There were many hurdles when she was applying for aviation-related work. She wrote endless letters, going public with her case, in editorials, newspaper interviews, and radio talk shows. In 1977 Transport Canada finally broke with the “male only” tradition and hired her. Lorna became Canada’s first woman Civil Aviation Flight Inspector, commuting to Toronto every week from her home in Ottawa. After two years, she worked freelance in various departments of Transport Canada under contract throughout Eastern Ontario.

In 1985 Lorna added a DC-3 endorsement to her qualifications, flying air freight from Ottawa to Syracuse, N.Y., for Bradley First Air. In 1986 the deBlicquy’s were in Ethiopia to fly Twin Otters on a famine relief project.

Lorna was an Honorary Life Member of the 99s and the Ottawa Flying Club.

She was a member of The Whirly Girls, COPA and on several advisory committees, including the National Aviation Museum, Algonquin College, and the Air Transport Association of Canada.

Her many Aviation related awards include:

1996 – International Women in Aviation Conference – Pioneer Hall of Fame

1995 – Governor General – The Order of Canada

1994 – Lieutenant Governor of Ontario’s Award – The Order of Ontario

1993 – FAI-Diplome – P. Tissandier

1993 – Trans-Canada – The McKee Trophy – Canadian Aeronautics/Space Inst.

1993 – The Ninety Nines International – Award of Merit

1991 – National Museum/Science/Technology – Outstanding Contribution

1970 – The Ninety-Nines International – Amelia Earhart Scholarship

Lorna flew in several competitive Air Races in the 1950s and 1970s (Powder Puffs and Angel Derbies) and has served in various chapter and section offices. She has been and still is a dynamic member of the Canadian 99s Eastern Ontario Chapter. She was a talented writer and very much in demand as a key note speaker.

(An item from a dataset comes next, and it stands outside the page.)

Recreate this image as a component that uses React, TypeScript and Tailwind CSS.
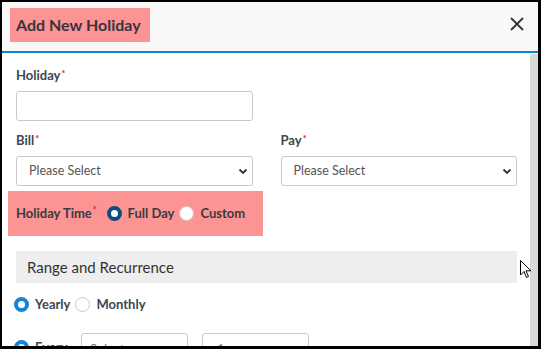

Lorna deBlicquy was a trailblazer, one of Canada’s best known women pilots and one of the most experienced. She overcame many barriers and was tireless in her efforts to advance the cause for women in Canadian aviation. After a long and colourful career, Lorna retired from full time flying in October, 1999.

Lorna died peacefully at age 77 on Saturday March 21, 2009.